Dark Harbor 20s racing off Islesboro, ME. Photo Credit: Antelo Devereux, Jr.
Dark Harbor 20s racing off Islesboro, ME. Photo Credit: Antelo Devereux, Jr.

Mystic, Conn. (July 2, 2019) — Mystic Seaport Museum announces it is honoring the Dark Harbor 20 class owners with the William A. Baker Award. The award is given to promote the awareness and appreciation of fine examples of one-design classes or boats of like kind, and to foster faithful preservation and restoration, and encourage their continued use.

The owners are being recognized for their effort to preserve and maintain a significant class of American sailing craft.

Antique and classic boat organizations throughout the country typically present awards for the preservation of wooden boats. As a rule, these awards are presented to individual owners or vessels, recognizing some superlative aspect of the work that has been done to keep them up, maintain original status, or examples of fine craftsmanship.

The William Avery Baker Award is unusual in that it is presented to a class association or group of owners. The purpose is to recognize the people and communities that do the bold, arduous, and often expensive work of keeping a large group or class of vessels actively sailing.

The Dark Harbor 20 was designed in 1934 by yacht designers Olin Stephens II and his partner, Drake Sparkman, in response to a request from members of the Tarratine Yacht Club in Isleboro, ME, for a new sloop for club racing. The resulting boat is a narrow, fin-keel hull with long overhangs and a Bermudan rig. The first batch of 16 boats was built by George Lawley in Neponset, MA, during 1934-5. The design proved to be a success, both on and off the racecourse. The boats are fast, easily driven with particularly good windward performance, and easy to handle.

A second batch of five boats joined the fleet after World War II. All but one of the original Dark Harbor 20s are still sailing, and in 2006 a fiberglass version was added to the class. The new boats were designed and engineered by Sparkman & Stephens to be identical in all relevant aspects to the wooden boats to ensure fair competition.

“The owners of the Dark Harbor 20s are to be commended for their dedication to authenticity and active use of the class. That so many of the inaugural fleet are still sailing is a remarkable accomplishment and yet there is room for a next generation to continue the class for the future,” said Steve White, president of Mystic Seaport Museum. “We are proud to honor the Dark Harbor 20 owners for their continued effort to allow future generations to sail and enjoy these fine boats.”

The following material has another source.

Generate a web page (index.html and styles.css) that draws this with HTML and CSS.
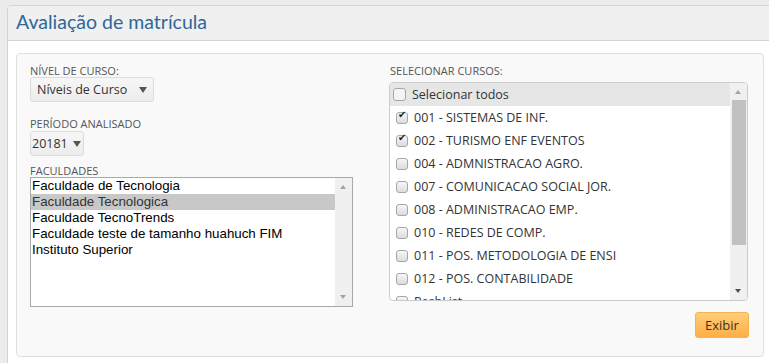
FILE: index.html
```html
<!DOCTYPE html>
<html lang="pt-BR">
<head>
  <meta charset="UTF-8">
  <meta name="viewport" content="width=device-width, initial-scale=1.0">
  <title>Avaliação de matrícula</title>
  <link rel="stylesheet" href="styles.css">
</head>
<body>
  <div class="panel">
    <div class="panel-heading">
      <h1 class="panel-title">Avaliação de matrícula</h1>
    </div>

    <div class="panel-body">
      <div class="well">
        <!-- Filtros -->
        <div class="col">
          <div class="field-label">NÍVEL DE CURSO:</div>
          <div class="select select-nivel"><span>Níveis de Curso</span><span class="caret"></span></div>

          <div class="field-label label-periodo">PERÍODO ANALISADO</div>
          <div class="select select-periodo"><span>20181</span><span class="caret"></span></div>

          <div class="field-label label-faculdades">FACULDADES</div>
          <div class="listbox">
            <ul class="listbox-items">
              <li>Faculdade de Tecnologia</li>
              <li class="selected">Faculdade Tecnologica</li>
              <li>Faculdade TecnoTrends</li>
              <li>Faculdade teste de tamanho huahuch FIM</li>
              <li>Instituto Superior</li>
            </ul>
            <div class="scrollbar">
              <span class="arrow-up"></span>
              <span class="track"></span>
              <span class="arrow-down"></span>
            </div>
          </div>
        </div>

        <!-- Cursos -->
        <div class="col">
          <div class="field-label label-cursos">SELECIONAR CURSOS:</div>
          <div class="course-list">
            <div class="course-items">
              <div class="course select-all"><span class="cb"></span>Selecionar todos</div>
              <div class="course"><span class="cb checked"></span>001 - SISTEMAS DE INF.</div>
              <div class="course"><span class="cb checked"></span>002 - TURISMO ENF EVENTOS</div>
              <div class="course"><span class="cb"></span>004 - ADMNISTRACAO AGRO.</div>
              <div class="course"><span class="cb"></span>007 - COMUNICACAO SOCIAL JOR.</div>
              <div class="course"><span class="cb"></span>008 - ADMINISTRACAO EMP.</div>
              <div class="course"><span class="cb"></span>010 - REDES DE COMP.</div>
              <div class="course"><span class="cb"></span>011 - POS. METODOLOGIA DE ENSI</div>
              <div class="course"><span class="cb"></span>012 - POS. CONTABILIDADE</div>
              <div class="course"><span class="cb"></span>PeshList</div>
            </div>
            <div class="scrollbar">
              <span class="arrow-up"></span>
              <span class="track"><span class="thumb"></span></span>
              <span class="arrow-down dark"></span>
            </div>
          </div>
          <div class="actions">
            <button class="btn-exibir">Exibir</button>
          </div>
        </div>
      </div>
    </div>
  </div>
</body>
</html>
```

FILE: styles.css
```css
html {
  overflow: hidden;
}

body {
  font-family: 'Open Sans', 'Noto Sans', sans-serif;
  margin: 0;
  padding: 0;
  background-color: #ececec;
  color: #333333;
}

.panel {
  margin: 5px -4px 0 7px;
  background-color: #ffffff;
  border: 1px solid #d4d4d4;
  border-radius: 4px;
}

.panel-heading {
  background-color: #f0f0f0;
  border-bottom: 1px solid #d4d4d4;
  border-radius: 4px 4px 0 0;
  height: 34px;
  padding: 0 8px;
}

.panel-title {
  margin: 0;
  font-family: 'Lato', 'Open Sans', sans-serif;
  font-size: 19.5px;
  font-weight: normal;
  line-height: 31px;
  color: #2f679a;
}

.panel-body {
  padding: 12px 8px 20px 8px;
}

.well {
  display: grid;
  grid-template-columns: 359px 359px;
  background-color: #f9f9f9;
  border: 1px solid #e0e0e0;
  border-radius: 4px;
  padding: 10px 13px 18px 13px;
}

.field-label {
  font-size: 11px;
  line-height: 13px;
  color: #555555;
}

.label-periodo {
  margin-top: 15px;
}

.label-faculdades {
  margin-top: 8px;
}

.label-cursos {
  margin-left: 1px;
  margin-bottom: 5px;
}

/* selects */
.select {
  display: flex;
  align-items: center;
  justify-content: space-between;
  box-sizing: border-box;
  height: 25px;
  font-size: 12.5px;
  color: #333333;
  background: linear-gradient(#f7f7f7, #ececec);
  border: 1px solid #dcdcdc;
  border-radius: 3px;
}

.select-nivel {
  width: 124px;
  padding: 0 6px 0 6px;
}

.select-periodo {
  justify-content: flex-start;
  gap: 5px;
  width: 54px;
  padding: 0 0 0 1px;
  margin-top: 1px;
}

.caret {
  width: 0;
  height: 0;
  border-left: 4px solid transparent;
  border-right: 4px solid transparent;
  border-top: 6px solid #555555;
}

/* faculdades list */
.listbox {
  display: flex;
  width: 323px;
  height: 130px;
  box-sizing: border-box;
  border: 1px solid #a9a9a9;
  background-color: #ffffff;
}

.listbox-items {
  flex: 1;
  list-style: none;
  margin: 0;
  padding: 0;
  font-family: 'Liberation Sans', Arial, sans-serif;
  font-size: 13.33px;
  line-height: 16px;
  color: #000000;
}

.listbox-items li {
  padding-left: 1px;
  white-space: nowrap;
}

.listbox-items li.selected {
  background-color: #c8c8c8;
  color: #333333;
}

.scrollbar {
  display: flex;
  flex-direction: column;
  align-items: center;
  width: 17px;
  background-color: #f0f0f0;
}

.arrow-up, .arrow-down {
  flex: none;
  height: 17px;
  width: 17px;
  position: relative;
}

.arrow-up::after, .arrow-down::after {
  content: '';
  position: absolute;
  left: 5px;
  top: 7px;
  border-left: 3.5px solid transparent;
  border-right: 3.5px solid transparent;
}

.arrow-up::after {
  border-bottom: 4px solid #a3a3a3;
}

.arrow-down::after {
  border-top: 4px solid #a3a3a3;
  top: 6px;
}

.arrow-down.dark::after {
  border-top-color: #505050;
}

.track {
  flex: 1;
  width: 100%;
  display: flex;
  justify-content: center;
}

.thumb {
  width: 14px;
  height: 145px;
  background-color: #c1c1c1;
}

/* cursos list */
.course-list {
  display: flex;
  height: 219px;
  box-sizing: border-box;
  border: 1px solid #cccccc;
  border-radius: 4px;
  background-color: #ffffff;
  overflow: hidden;
}

.course-items {
  flex: 1;
  overflow: hidden;
}

.course {
  display: flex;
  align-items: center;
  height: 23px;
  padding-left: 6px;
  font-size: 12.5px;
  color: #333333;
  white-space: nowrap;
}

.course.select-all {
  background-color: #e6e6e6;
  padding-left: 3px;
  font-size: 12.5px;
}

.cb {
  display: inline-block;
  position: relative;
  box-sizing: border-box;
  width: 12px;
  height: 12px;
  margin-right: 6px;
  border: 1px solid #a6a6a6;
  border-radius: 3px;
  background: linear-gradient(#f6f6f6, #dcdcdc);
}

.select-all .cb {
  width: 13px;
  height: 13px;
  background: #f4f4f4;
}

.cb.checked::after {
  content: '\2714';
  position: absolute;
  left: 1px;
  top: -4px;
  font-family: 'DejaVu Sans', sans-serif;
  font-size: 10px;
  color: #222222;
}

.actions {
  display: flex;
  justify-content: flex-end;
  margin-top: 11px;
}

.btn-exibir {
  width: 54px;
  height: 26px;
  margin-right: -1px;
  font-family: 'Open Sans', sans-serif;
  font-size: 13px;
  color: #3d3320;
  background: linear-gradient(#ffcd78, #ffae45);
  border: 1px solid #f3b352;
  border-radius: 3px;
  padding: 0;
}
```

The award will be presented at a ceremony at the Tarratine Club July 31.

About Mystic Seaport Museum

Mystic Seaport Museum, founded in 1929, is the nation’s leading maritime museum. In addition to providing a multitude of immersive experiences, the Museum also houses a collection of more than two million artifacts that include more than 500 historic vessels and one of the largest collections of maritime photography. The new Thompson Exhibition Building houses a state-of-the-art gallery that will feature J.M.W. Turner: Watercolors from Tate, the most comprehensive exhibition of Turner watercolors ever displayed in the U.S. opening October 5, 2019. Mystic Seaport Museum is located one mile south of Exit 90 off I-95 in Mystic, CT. For more information, please visit https://mysticseaport.wpengine.com/ and follow Mystic Seaport Museum on Facebook, Twitter, YouTube, and Instagram.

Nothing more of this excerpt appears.